In this example, we define a message called Person that has three fields: name, age, and email. Each field has a unique numeric tag (1, 2, and 3), which is used to identify the field when the message is serialized.

Using Protobuf in Java

To use Protobuf in a Java application, we first need to generate Java code from our .proto file. We can do this using the protoc command-line tool and the protoc-gen-java plugin, like this:

protoc --java_out=. person.proto

This will generate Java code in the current directory based on the person.proto file we defined earlier.

Once we have the generated Java code, we can use it to create and serialize protobuf messages in our Java application. Here’s an example of how we might use the Person message we defined earlier:

import com.example.PersonProto.Person;

public class MyApplication {
  
  public static void main(String[] args) {
    
    // Create a new Person message
    Person person = Person.newBuilder()
      .setName("Alice")
      .setAge(30)
      .setEmail("[email protected]")
      .build();
      
    // Serialize the message to a byte array
    byte[] data = person.toByteArray();
    
    // Deserialize the message from a byte array
    Person deserializedPerson = Person.parseFrom(data);
    
    // Print the deserialized message
    System.out.println(deserializedPerson);
  }
}

In this example, we use the generated Person class to create a new protobuf message, set its fields, and serialize it to a byte array. We then deserialize the byte array back into a Person object and print it out.

Note that in order to use the generated Java classes, we need to include the Protobuf runtime library on our classpath. We can do this by adding the following dependency to our pom.xml file (if we’re using Maven):

<dependency>
  <groupId>com.google.protobuf</groupId>
  <artifactId>protobuf-java</artifactId>
  <version>3.18.1</version>
</dependency>

This will pull in the latest version of the Protobuf runtime library from Maven Central.

Fortunately, getting started with Protobuf is relatively easy. Google provides open source libraries for many popular programming languages, including Java, Python, C++, and Go, that make it easy to integrate Protobuf into your application.

Additionally, there are many resources available online to help you learn more about Protobuf and how to use it. The Protobuf documentation is a great place to start, and there are also many tutorials and blog posts available online that cover various aspects of using Protobuf.

Pros and Cons of Protobuf

As with any technology, Protobuf has its pros and cons.

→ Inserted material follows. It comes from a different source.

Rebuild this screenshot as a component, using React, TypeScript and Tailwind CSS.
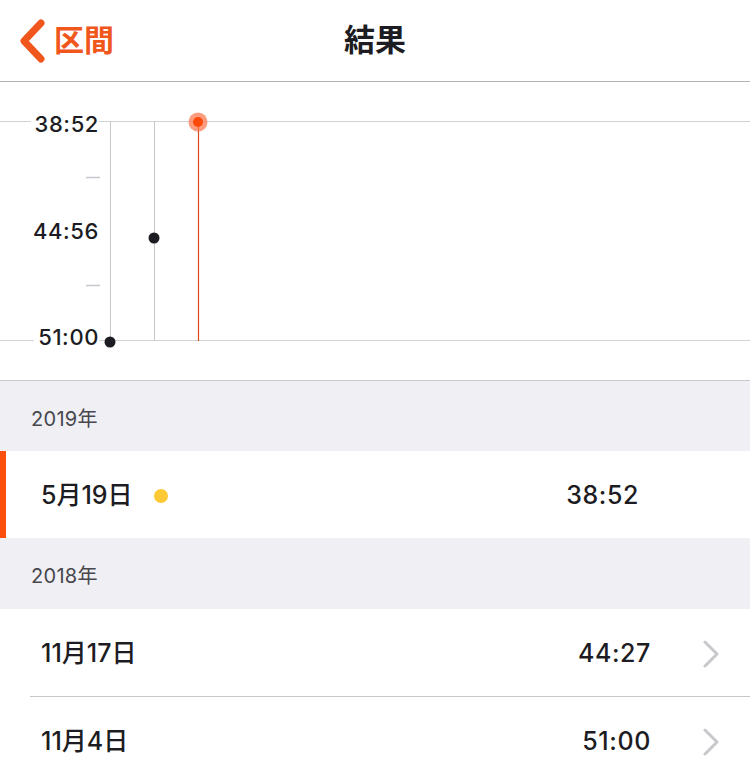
import React from "react";

const font = { fontFamily: 'Inter, "Noto Sans CJK JP", sans-serif' };

const Chevron = () => (
  <svg width="18" height="28" viewBox="0 0 18 28" className="shrink-0">
    <path d="M3 2 L15 14 L3 26" fill="none" stroke="#c7c7cc" strokeWidth="3" strokeLinecap="round" strokeLinejoin="round" />
  </svg>
);

const Chart = () => (
  <div className="relative h-[299px] border-b border-[#c8c7cc] bg-white">
    <svg className="absolute inset-0" width="750" height="299">
      <line x1="0" y1="39.5" x2="750" y2="39.5" stroke="#d1d1d6" strokeWidth="1" />
      <line x1="0" y1="258.5" x2="750" y2="258.5" stroke="#d1d1d6" strokeWidth="1" />
      <line x1="110.5" y1="39" x2="110.5" y2="259" stroke="#c7c7cc" strokeWidth="1" />
      <line x1="154.5" y1="39" x2="154.5" y2="259" stroke="#c7c7cc" strokeWidth="1" />
      <line x1="198.5" y1="40" x2="198.5" y2="259" stroke="#d9471a" strokeWidth="1.2" />
      <line x1="86" y1="95.5" x2="100" y2="95.5" stroke="#c7c7cc" strokeWidth="1.5" />
      <line x1="86" y1="203.5" x2="100" y2="203.5" stroke="#c7c7cc" strokeWidth="1.5" />
      <circle cx="110" cy="260" r="5.5" fill="#1c1c22" />
      <circle cx="154" cy="156" r="5.5" fill="#1c1c22" />
      <circle cx="198" cy="40" r="9.5" fill="#fb7a52" opacity="0.75" />
      <circle cx="198" cy="40" r="5" fill="#fc4a0a" />
    </svg>
    <span className="absolute right-[651px] top-[28px] bg-white pl-1 text-[22px] font-medium leading-[28px] tracking-[0.6px] text-[#1c1c22]">38:52</span>
    <span className="absolute right-[651px] top-[135px] bg-white pl-1 text-[22px] font-medium leading-[28px] tracking-[0.6px] text-[#1c1c22]">44:56</span>
    <span className="absolute right-[651px] top-[241px] bg-white pl-1 text-[22px] font-medium leading-[28px] tracking-[0.6px] text-[#1c1c22]">51:00</span>
  </div>
);

const SectionHeader = ({ label, h }: { label: string; h: string }) => (
  <div className={`flex items-center bg-[#efeff4] pl-[31px] pt-[5px] ${h}`}>
    <span className="text-[20px] leading-none tracking-[0.3px] text-[#47474d]">{label}</span>
  </div>
);

const Row = ({ date, time }: { date: string; time: string }) => (
  <div className="flex h-[87px] items-center bg-white pl-[41px] pr-[30px] pt-[3px]">
    <span className="text-[25px] font-medium text-[#1c1c22]">{date}</span>
    <span className="ml-auto text-[25px] font-medium tracking-[0.6px] text-[#1c1c22]">{time}</span>
    <div className="ml-[51px]">
      <Chevron />
    </div>
  </div>
);

export default function App() {
  return (
    <div className="h-[765px] w-[750px] overflow-hidden bg-white" style={font}>
      <header className="relative flex h-[82px] items-center border-b border-[#b2b2b2] bg-white">
        <div className="flex items-center pl-[17px]">
          <svg width="30" height="46" viewBox="0 0 30 46">
            <path d="M24 5 L7 23 L24 41" fill="none" stroke="#f1561c" strokeWidth="7" strokeLinecap="round" strokeLinejoin="round" />
          </svg>
          <span className="ml-[7px] text-[30px] font-semibold text-[#f1561c]">区間</span>
        </div>
        <h1 className="absolute left-1/2 -translate-x-1/2 text-[31px] font-bold text-[#1c1c22]">結果</h1>
      </header>

      <Chart />

      <SectionHeader label="2019年" h="h-[70px]" />
      <div className="flex h-[87px] items-center border-l-[6px] border-[#fc4f0e] bg-white pl-[35px] pt-[3px]">
        <span className="text-[25px] font-medium text-[#1c1c22]">5月19日</span>
        <span className="ml-[21px] h-[14px] w-[14px] rounded-full bg-[#fdc934]" />
        <span className="ml-auto mr-[111px] text-[25px] font-medium tracking-[0.6px] text-[#1c1c22]">38:52</span>
      </div>

      <SectionHeader label="2018年" h="h-[71px]" />
      <Row date="11月17日" time="44:27" />
      <div className="ml-[30px] h-px bg-[#c8c7cc]" />
      <Row date="11月4日" time="51:00" />
    </div>
  );
}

Here are some of the main ones:

Pros:

Efficiency: Protobuf is a highly efficient serialization format that can reduce the size of serialized data by up to 10 times compared to text-based formats.
Language-agnostic: Protobuf can be used with many different programming languages, making it easier to share data between systems written in different languages and to build interoperable systems.
Schema evolution: Protobuf supports schema evolution, meaning you can update the schema of your data without breaking backward compatibility.
Strong typing: Protobuf uses a strongly-typed schema definition language that provides greater clarity and reduces the likelihood of errors when working with serialized data.

Cons:

Complexity: Protobuf can be more complex to set up and use than simpler text-based formats like JSON.
Debugging: Debugging Protobuf-encoded data can be more difficult than debugging text-based formats, since the binary encoding is not human-readable.
Flexibility: Protobuf is less flexible than text-based formats, since it requires a pre-defined schema for the data being serialized.
Interoperability: While Protobuf is language-agnostic, achieving full interoperability between different systems can be challenging due to differences in how different programming languages handle serialization and deserialization.

In conclusion

Protobuf is a highly efficient and flexible serialization format that can be a great choice for data-intensive applications. While it can be more complex to use than simpler text-based formats like JSON, the benefits in terms of performance, efficiency, and strong typing can be well worth the effort. If you’re looking for a more efficient way to serialize your data, Protobuf is definitely worth considering.